Zeitzeuge

Dr. Günther Heinzel

Köln, Nordrhein-Westfalen
* 1948

Wer mittendrin steckt, sieht meistens nicht sehr weit. Gewonnener Abstand ändert das.

Themen
  • Grenzerfahrungen
  • politische Haft
  • Bildung/Erziehung
  • Staatssicherheit
  • Flucht/Fluchthilfe
Sprache
  • Englisch

Biografisches

1948 geboren in Elgersburg in Thüringen
1962 Besuch des Gymnasiums "Arnoldischule" in Gotha
1965 Fluchtversuch, neun Monate Haft, u. a. im Gefängnis Ichtershausen
1966-1970 Hilfsarbeiter in einer Druckerei und Bauzeichner
1968 Abitur an der Kreisvolkshochschule Gotha
1970 Flucht nach West-Berlin, danach Studium der Zahnmedizin und Tätigkeit als Zahnarzt
1985 eigene Praxis in Köln
seit 2014 im Ruhestand und Fortsetzung der seit 1998 laufenden literarischen Versuche, Mitglied im Autorenforum Köln e. V.
 

Publikationen

2017 literarische Bearbeitung einer Fluchthilfe-Aktion: „Zwei plus Vier“, 360 S., Pro Business Berlin.
2008 Essay: „Zukünfte hinter uns“.
2002 Kurzgeschichte: „Am Fenster“, bedacht mit dem Ingeborg-Drewitz-Literaturpreis.
1998 Erstlingswerk: „Zel & Zel“.

Die Publikationen erschienen unter dem Pseudonym Reinhard Iben.

Kurzbeschreibung

Schon zur Grundschulzeit fiel mir der Widerspruch auf, der zwischen der Wirklichkeit und dem klaffte, was der Lehrer über den DDR-Sozialismus erzählte. Von der marxistisch-leninistischen Lehre, die an der Arnoldischule vermittelt wurde, empfand ich entscheidende Passagen als verbrecherisch. Kurz vor meinem 17. Geburtstag versuchte ich vergeblich, aus der DDR zu fliehen. Die folgende Haftstrafe bestätigte mein Urteil über jenen Staat.
Zwei Jahre nach Haftentlassung ergab sich eine Möglichkeit, mittels Fluchthilfe die DDR zu verlassen. Nach weiteren zwei Jahren startete das Unternehmen, doch durch unglückliche Umstände blieb meine Freundin im Osten zurück. Angekommen in West-Berlin, wollte ich sie so schnell wie möglich nachholen, doch die Fluchtwege wurden immer weniger. So versuchte ich selbst eine Fluchthilfemöglichkeit aufzubauen, was mir nach 18 Monaten gelang. Währenddessen hatte uns die Stasi schon mit dem Operativ-Vorgang "Architekt" im Visier und ein Spion in West-Berlin hatte Informationen über mich und meine Pläne an die Sowjets geliefert. Wir waren schneller und meine Freundin kam in einem alliierten Militärfahrzeug versteckt, unbemerkt über den Checkpoint Charlie. Zwei Monate später heirateten wir. In ganz kleinem Kreis.

Berichte

"Im Kofferraum in die Freiheit" – Günther und Eva Heinzel sprachen in der Arnoldischule Gotha über ihr Leben in der DDR und die Fluchten nach West-Berlin. Thüringische Landeszeitung, 15.04.2017.
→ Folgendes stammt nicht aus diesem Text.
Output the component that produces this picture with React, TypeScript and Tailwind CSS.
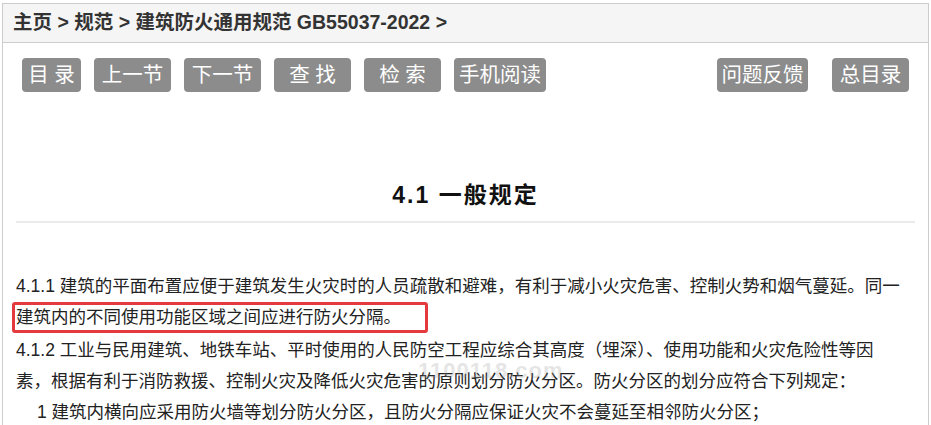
const leftButtons = [
  { label: '目 录', w: 'w-[59px]' },
  { label: '上一节', w: 'w-[77px]' },
  { label: '下一节', w: 'w-[77px]' },
  { label: '查 找', w: 'w-[77px]' },
  { label: '检 索', w: 'w-[77px]' },
  { label: '手机阅读', w: 'w-[92px]' }
];

const rightButtons = [
  { label: '问题反馈', w: 'w-[91px]' },
  { label: '总目录', w: 'w-[77px]' }
];

function ToolButton({ label, w }: { label: string; w: string }) {
  return (
    <button
      type="button"
      className={`${w} flex h-[34px] items-center justify-center rounded-[4px] bg-[#8c8c8c] text-[20.5px] leading-none text-white`}
    >
      {label}
    </button>
  );
}

export default function App() {
  return (
    <div
      className="h-[425px] overflow-hidden bg-white px-[2px] pt-[3px] text-[#222]"
      style={{ fontFamily: '"Liberation Sans", "Noto Sans CJK SC", sans-serif' }}
    >
      <div className="border border-b-0 border-[#ccc] pb-10">
        {/* breadcrumb */}
        <div className="flex h-[39px] items-center border-b border-[#ccc] bg-[#f5f5f5] pl-[10px] text-[19.5px] font-bold text-[#333]">
          主页 &gt; 规范 &gt; 建筑防火通用规范 GB55037-2022 &gt;
        </div>

        {/* toolbar */}
        <div className="flex items-center justify-between px-[19px] pt-[15px]">
          <div className="flex gap-[13px]">
            {leftButtons.map((b) => (
              <ToolButton key={b.label} {...b} />
            ))}
          </div>
          <div className="flex gap-[24px]">
            {rightButtons.map((b) => (
              <ToolButton key={b.label} {...b} />
            ))}
          </div>
        </div>

        <div className="px-[13px]">
          <h1 className="mt-[88px] text-center text-[23px] font-bold leading-[30px] tracking-[2px] text-[#111]">
            4.1 一般规定
          </h1>
          <hr className="mt-[11px] border-0 border-t-2 border-[#ebebeb]" />

          <div className="relative mt-[48px] text-[17.5px] leading-[31px]">
            <p className="relative">
              4.1.1 建筑的平面布置应便于建筑发生火灾时的人员疏散和避难，有利于减小火灾危害、控制火势和烟气蔓延。同一建筑内的不同使用功能区域之间应进行防火分隔。
              <span className="pointer-events-none absolute left-[-4px] top-[31px] h-[31px] w-[416px] rounded-[3px] border-[3px] border-[#e4393e]" />
            </p>
            <p className="mt-[2px]">
              4.1.2 工业与民用建筑、地铁车站、平时使用的人民防空工程应综合其高度（埋深）、使用功能和火灾危险性等因
              <br />
              素，根据有利于消防救援、控制火灾及降低火灾危害的原则划分防火分区。防火分区的划分应符合下列规定：
            </p>
            <p className="pl-[21px]">
              1 建筑内横向应采用防火墙等划分防火分区，且防火分隔应保证火灾不会蔓延至相邻防火分区；
            </p>
            <span className="pointer-events-none absolute left-[402px] top-[84px] select-none text-[22px] font-bold tracking-[1px] text-[#9a9a9a] opacity-25">
              1100118.com
            </span>
          </div>
        </div>
      </div>
    </div>
  );
}
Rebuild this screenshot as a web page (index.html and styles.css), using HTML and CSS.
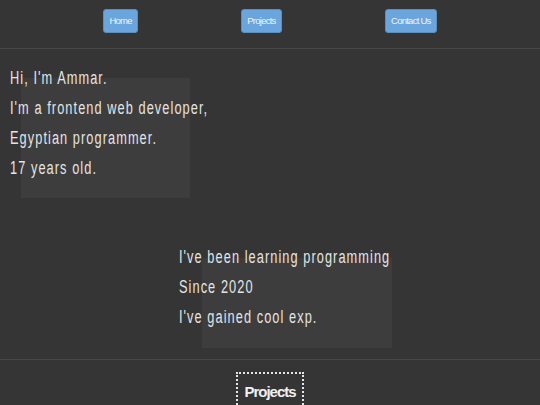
FILE: index.html
```html
<!DOCTYPE html>
<html>
<head>
<meta charset="utf-8">
<link rel="stylesheet" href="styles.css">
</head>
<body>
<header class="top">
  <nav class="nav">
    <a class="btn" href="#">Home</a>
    <a class="btn" href="#">Projects</a>
    <a class="btn" href="#">Contact Us</a>
  </nav>
</header>
<main>
  <section class="about">
    <div class="intro">
      <p>Hi, I'm Ammar.</p>
      <p>I'm a frontend web developer,</p>
      <p>Egyptian programmer.</p>
      <p>17 years old.</p>
    </div>
    <div class="learn">
      <p>I've been learning programming</p>
      <p>Since 2020</p>
      <p>I've gained cool exp.</p>
    </div>
  </section>
  <section class="projects">
    <h2 class="title">Projects</h2>
  </section>
</main>
</body>
</html>
```
FILE: styles.css
```css
* { box-sizing: border-box; }
html, body { margin: 0; padding: 0; }
body {
  background: #353535;
  color: #e4e4e4;
  font-family: "Liberation Sans", Arial, sans-serif;
  width: 540px;
  height: 405px;
  overflow: hidden;
}
.top {
  height: 49px;
  border-bottom: 1px solid #474747;
}
.nav {
  display: flex;
  justify-content: space-evenly;
  padding-top: 9px;
}
.btn {
  display: block;
  height: 24px;
  line-height: 22px;
  padding: 0 5px;
  background: #6aa6dd;
  border: 1px solid #5a8fc0;
  border-radius: 3px;
  color: #eef4fb;
  font-size: 9.5px;
  letter-spacing: -0.75px;
  text-decoration: none;
}
.about {
  height: 311px;
  border-bottom: 1px solid #474747;
  padding-top: 14px;
}
.about p {
  margin: 0;
  font-size: 18px;
  line-height: 30px;
  letter-spacing: 1.5px;
  white-space: nowrap;
  position: relative;
  transform: scaleX(0.71);
  transform-origin: left center;
}
.intro {
  position: relative;
  margin-left: 10px;
  width: 230px;
}
.intro::before {
  content: "";
  position: absolute;
  left: 11px;
  top: 15px;
  width: 169px;
  height: 120px;
  background: #3d3d3d;
}
.learn {
  position: relative;
  margin-left: 179px;
  margin-top: 59px;
  width: 230px;
}
.learn::before {
  content: "";
  position: absolute;
  left: 23px;
  top: 16px;
  width: 190px;
  height: 90px;
  background: #3d3d3d;
}
.projects {
  display: flex;
  justify-content: center;
  padding-top: 12px;
}
.title {
  margin: 0;
  padding: 8px 6px;
  border: 2px dotted #e6e6e6;
  font-size: 15px;
  font-weight: bold;
  letter-spacing: -1px;
  line-height: 20px;
  color: #f0f0f0;
}
```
"Überwachung, Bespitzelung, Repressalien - Einblicke in die Aufgaben und Funktion des Ministeriums für Staatssicherheit in der DDR" – Zehntklässer der Arnoldischule Gotha beschäftigten sich mit den Stasiakten von Eva und Günther Heinzel und befragten sie anschließend zu ihren Erfahrungen. Bericht des Schülers Friedrich Reucker, 06.04.2017.

"Blick auf ein DDR-Schicksal aus den Perspektiven der Stasi und der Opfer" – traditioneller Besuch von Eva und Günther Heinzel bei den zehnten Klassen der Arnoldischule Gotha. Bericht der Schüler Paul Freise und Fabian Rehme, meinAnzeiger, 23.03.2016.

"Gothaer Schüler konnten Günther Heinzel befragen" – Günther Heinzel zu Besuch in seiner alten Schule, der Arnoldischule Gotha. Thüringer Allgemeine, 22.12.2011.